Cette même volonté décida l’étonnante et romantique expédition d’Egypte. Evidemment la masse de la nation française ni même la majorité d’un conseil de gouvernement n’eut la moindre part dans ces aventures chimériques conçues par un chef d’armée en quête de la gloire d’un Alexandre ou d’un César. Néanmoins le Directoire donna volontiers son assentiment à l’exécution de cette fantaisie, seul moyen de retarder l’avènement d’un maître redoutable, peut-être dans l’espoir secret qu’il ne reviendrait jamais du périlleux voyage.

Si génialement qu’elle pût être conçue, si brillamment qu’elle fût mise en scène, l’expédition d’Egypte devait aboutir à un insuccès, puisque l’objectif prétendu de l’entreprise était d’arracher la domination des Indes à la Grande Bretagne et que la route de Calcutta passait alors par le cap de Bonne-Espérance : d’où le nom fantastique d’ « aile gauche de l’armée d’Angleterre » donné aux troupes envoyées dans la vallée du Nil. L’Egypte, qui avait été l’intermédiaire naturel entre l’Orient et l’Occident et qui devait le redevenir un jour, ne l’était précisément plus à l’époque où Bonaparte allait en faire la conquête. L’expédition ne pouvait avoir rien de sérieux : le gouvernement de la France y voyait une prolongation de pouvoir, un délai dans l’échéance inévitable de la retraite ; le général qui s’aventurait au hasard en un pays lointain ne cherchait qu’une fausse gloire, une conquête fictive embellie de souvenirs classiques et de belles déclamations humanitaires.

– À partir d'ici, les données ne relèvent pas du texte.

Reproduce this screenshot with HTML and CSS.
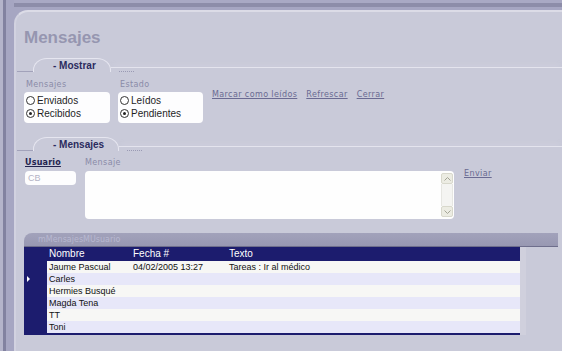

Accompagné de 36 000 soldats à chacun desquels il avait promis au retour de l’expédition « de quoi acheter six arpents de terre »[1], Bonaparte remporta tout d’abord de faciles victoires. Après s’être emparé de Malte d’une façon déloyale et avoir eu la chance d’échapper à la poursuite des navires anglais, il put s’ériger en envoyé d’Allah, en favori de Mahomet, en thaumaturge commandant au grand serpent sorti du pied de la colonne de Pompée[2] ; mais les mauvais jours succédèrent au

  1. Proclamation du 3 floréal, an VI.
  2. Entrevue de Bonaparte… et de plusieurs muphtis et imans dans l’intérieur de la grande Pyramide… le 25 thermidor, an VI.